## EXERCISE DETAILS
Exclude images, then output the remaining data verbatim.

** START OF INFORMATION PROVIDED **

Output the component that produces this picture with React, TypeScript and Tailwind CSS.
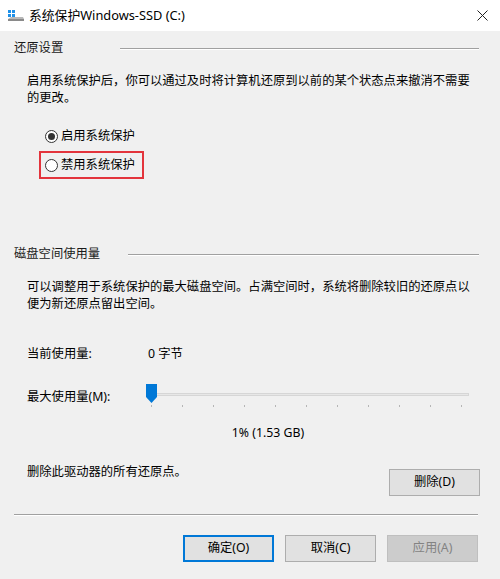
import React from "react";

const font = "font-['Noto_Sans','Noto_Sans_CJK_SC',sans-serif]";

function Radio({ checked }: { checked?: boolean }) {
  return (
    <span className="w-[13px] h-[13px] rounded-full border border-[#333] bg-white flex items-center justify-center shrink-0">
      {checked && <span className="w-[7px] h-[7px] rounded-full bg-[#333]" />}
    </span>
  );
}

function GroupHeader({ title, labelWidth }: { title: string; labelWidth: string }) {
  return (
    <div className="flex items-center h-[17px] pl-[14px] pr-[21px]">
      <span className={`shrink-0 text-[#1a1a1a] ${labelWidth}`}>{title}</span>
      <div className="flex-1 border-t border-[#a0a0a0] border-b border-b-white" />
    </div>
  );
}

function DriveIcon() {
  return (
    <svg width="18" height="14" viewBox="0 0 18 14">
      <rect x="1" y="1" width="3" height="3" fill="#1e90e8" />
      <rect x="5" y="1" width="3" height="3" fill="#1e90e8" />
      <rect x="1" y="5" width="3" height="3" fill="#1e90e8" />
      <rect x="5" y="5" width="3" height="3" fill="#1e90e8" />
      <path d="M1 10 L4 8 H16 L17 10 V12 H1 Z" fill="#b8b8b8" />
      <rect x="1" y="10" width="16" height="2" fill="#8a8a8a" />
    </svg>
  );
}

function Button({
  children,
  primary,
  disabled,
}: {
  children: React.ReactNode;
  primary?: boolean;
  disabled?: boolean;
}) {
  return (
    <button
      className={
        disabled
          ? "w-[91px] h-[27px] bg-[#cccccc] border border-[#bfbfbf] text-[#838383]"
          : primary
          ? "w-[91px] h-[27px] bg-[#e1e1e1] border-2 border-[#0078d7] text-black"
          : "w-[91px] h-[27px] bg-[#e1e1e1] border border-[#adadad] text-black"
      }
    >
      {children}
    </button>
  );
}

export default function App() {
  const ticks = Array.from({ length: 11 }, (_, i) => i);
  return (
    <div className={`w-[500px] h-[579px] bg-[#f0f0f0] flex flex-col text-[12.3px] text-black ${font}`}>
      {/* Title bar */}
      <div className="h-[31px] bg-white flex items-center pl-[7px] pr-[12px]">
        <DriveIcon />
        <span className="ml-[4px] text-[12.8px]">系统保护Windows-SSD (C:)</span>
        <svg className="ml-auto" width="11" height="11" viewBox="0 0 11 11">
          <path d="M0.5 0.5 L10.5 10.5 M10.5 0.5 L0.5 10.5" stroke="#222" strokeWidth="1" />
        </svg>
      </div>

      {/* Restore settings */}
      <div className="mt-[9px]">
        <GroupHeader title="还原设置" labelWidth="w-[106px]" />
      </div>
      <p className="mt-[16px] ml-[27px] w-[448px] leading-[16.5px]">
        启用系统保护后，你可以通过及时将计算机还原到以前的某个状态点来撤消不需要的更改。
      </p>
      <div className="mt-[23px] ml-[45px] flex items-center gap-[3px] h-[14px]">
        <Radio checked />
        <span>启用系统保护</span>
      </div>
      <div className="mt-[8px] ml-[39px] w-[105px] h-[28px] border-2 border-[#e3343c] flex items-center pl-[4px] gap-[3px]">
        <Radio />
        <span>禁用系统保护</span>
      </div>

      {/* Disk space usage */}
      <div className="mt-[67px]">
        <GroupHeader title="磁盘空间使用量" labelWidth="w-[114px]" />
      </div>
      <p className="mt-[16px] ml-[27px] w-[448px] leading-[16.5px]">
        可以调整用于系统保护的最大磁盘空间。占满空间时，系统将删除较旧的还原点以便为新还原点留出空间。
      </p>
      <div className="mt-[34px] ml-[27px] flex items-center h-[17px]">
        <span className="w-[121px]">当前使用量:</span>
        <span>0 字节</span>
      </div>
      <div className="mt-[21px] ml-[27px] flex h-[28px]">
        <span className="w-[119px] mt-[4px]">最大使用量(M):</span>
        <div className="relative w-[323px] h-[28px]">
          <div className="absolute left-[4px] right-0 top-[9px] h-[3px] bg-[#e7e7e7] border border-[#d6d6d6]" />
          <svg className="absolute left-0 top-0" width="11" height="19" viewBox="0 0 11 19">
            <path d="M0 0 H11 V13 L5.5 19 L0 13 Z" fill="#0078d7" />
          </svg>
          {ticks.map((i) => (
            <div
              key={i}
              className="absolute top-[21px] w-px h-[2px] bg-[#b5b5b5]"
              style={{ left: 5 + i * 31 }}
            />
          ))}
        </div>
      </div>
      <div className="mt-[12px] flex justify-center h-[17px] pl-[36px]">1% (1.53 GB)</div>
      <div className="mt-[28px] ml-[27px] mr-[20px] flex">
        <span className="w-[362px] mt-[-6px]">删除此驱动器的所有还原点。</span>
        <Button>删除(D)</Button>
      </div>
      <div className="mt-[18px] mx-[14px] mr-[22px] border-t border-[#a0a0a0] border-b border-b-white" />
      <div className="mt-[19px] flex justify-end gap-[11px] pr-[22px]">
        <Button primary>确定(O)</Button>
        <Button>取消(C)</Button>
        <Button disabled>应用(A)</Button>
      </div>
    </div>
  );
}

** END OF INFORMATION PROVIDED **

## WRITTEN RESPONSE
Output the component that produces this picture with React, TypeScript and Tailwind CSS.
import React from "react";

const font = "font-['Noto_Sans','Noto_Sans_CJK_SC',sans-serif]";

function Radio({ checked }: { checked?: boolean }) {
  return (
    <span className="w-[13px] h-[13px] rounded-full border border-[#333] bg-white flex items-center justify-center shrink-0">
      {checked && <span className="w-[7px] h-[7px] rounded-full bg-[#333]" />}
    </span>
  );
}

function GroupHeader({ title, labelWidth }: { title: string; labelWidth: string }) {
  return (
    <div className="flex items-center h-[17px] pl-[14px] pr-[21px]">
      <span className={`shrink-0 text-[#1a1a1a] ${labelWidth}`}>{title}</span>
      <div className="flex-1 border-t border-[#a0a0a0] border-b border-b-white" />
    </div>
  );
}

function DriveIcon() {
  return (
    <svg width="18" height="14" viewBox="0 0 18 14">
      <rect x="1" y="1" width="3" height="3" fill="#1e90e8" />
      <rect x="5" y="1" width="3" height="3" fill="#1e90e8" />
      <rect x="1" y="5" width="3" height="3" fill="#1e90e8" />
      <rect x="5" y="5" width="3" height="3" fill="#1e90e8" />
      <path d="M1 10 L4 8 H16 L17 10 V12 H1 Z" fill="#b8b8b8" />
      <rect x="1" y="10" width="16" height="2" fill="#8a8a8a" />
    </svg>
  );
}

function Button({
  children,
  primary,
  disabled,
}: {
  children: React.ReactNode;
  primary?: boolean;
  disabled?: boolean;
}) {
  return (
    <button
      className={
        disabled
          ? "w-[91px] h-[27px] bg-[#cccccc] border border-[#bfbfbf] text-[#838383]"
          : primary
          ? "w-[91px] h-[27px] bg-[#e1e1e1] border-2 border-[#0078d7] text-black"
          : "w-[91px] h-[27px] bg-[#e1e1e1] border border-[#adadad] text-black"
      }
    >
      {children}
    </button>
  );
}

export default function App() {
  const ticks = Array.from({ length: 11 }, (_, i) => i);
  return (
    <div className={`w-[500px] h-[579px] bg-[#f0f0f0] flex flex-col text-[12.3px] text-black ${font}`}>
      {/* Title bar */}
      <div className="h-[31px] bg-white flex items-center pl-[7px] pr-[12px]">
        <DriveIcon />
        <span className="ml-[4px] text-[12.8px]">系统保护Windows-SSD (C:)</span>
        <svg className="ml-auto" width="11" height="11" viewBox="0 0 11 11">
          <path d="M0.5 0.5 L10.5 10.5 M10.5 0.5 L0.5 10.5" stroke="#222" strokeWidth="1" />
        </svg>
      </div>

      {/* Restore settings */}
      <div className="mt-[9px]">
        <GroupHeader title="还原设置" labelWidth="w-[106px]" />
      </div>
      <p className="mt-[16px] ml-[27px] w-[448px] leading-[16.5px]">
        启用系统保护后，你可以通过及时将计算机还原到以前的某个状态点来撤消不需要的更改。
      </p>
      <div className="mt-[23px] ml-[45px] flex items-center gap-[3px] h-[14px]">
        <Radio checked />
        <span>启用系统保护</span>
      </div>
      <div className="mt-[8px] ml-[39px] w-[105px] h-[28px] border-2 border-[#e3343c] flex items-center pl-[4px] gap-[3px]">
        <Radio />
        <span>禁用系统保护</span>
      </div>

      {/* Disk space usage */}
      <div className="mt-[67px]">
        <GroupHeader title="磁盘空间使用量" labelWidth="w-[114px]" />
      </div>
      <p className="mt-[16px] ml-[27px] w-[448px] leading-[16.5px]">
        可以调整用于系统保护的最大磁盘空间。占满空间时，系统将删除较旧的还原点以便为新还原点留出空间。
      </p>
      <div className="mt-[34px] ml-[27px] flex items-center h-[17px]">
        <span className="w-[121px]">当前使用量:</span>
        <span>0 字节</span>
      </div>
      <div className="mt-[21px] ml-[27px] flex h-[28px]">
        <span className="w-[119px] mt-[4px]">最大使用量(M):</span>
        <div className="relative w-[323px] h-[28px]">
          <div className="absolute left-[4px] right-0 top-[9px] h-[3px] bg-[#e7e7e7] border border-[#d6d6d6]" />
          <svg className="absolute left-0 top-0" width="11" height="19" viewBox="0 0 11 19">
            <path d="M0 0 H11 V13 L5.5 19 L0 13 Z" fill="#0078d7" />
          </svg>
          {ticks.map((i) => (
            <div
              key={i}
              className="absolute top-[21px] w-px h-[2px] bg-[#b5b5b5]"
              style={{ left: 5 + i * 31 }}
            />
          ))}
        </div>
      </div>
      <div className="mt-[12px] flex justify-center h-[17px] pl-[36px]">1% (1.53 GB)</div>
      <div className="mt-[28px] ml-[27px] mr-[20px] flex">
        <span className="w-[362px] mt-[-6px]">删除此驱动器的所有还原点。</span>
        <Button>删除(D)</Button>
      </div>
      <div className="mt-[18px] mx-[14px] mr-[22px] border-t border-[#a0a0a0] border-b border-b-white" />
      <div className="mt-[19px] flex justify-end gap-[11px] pr-[22px]">
        <Button primary>确定(O)</Button>
        <Button>取消(C)</Button>
        <Button disabled>应用(A)</Button>
      </div>
    </div>
  );
}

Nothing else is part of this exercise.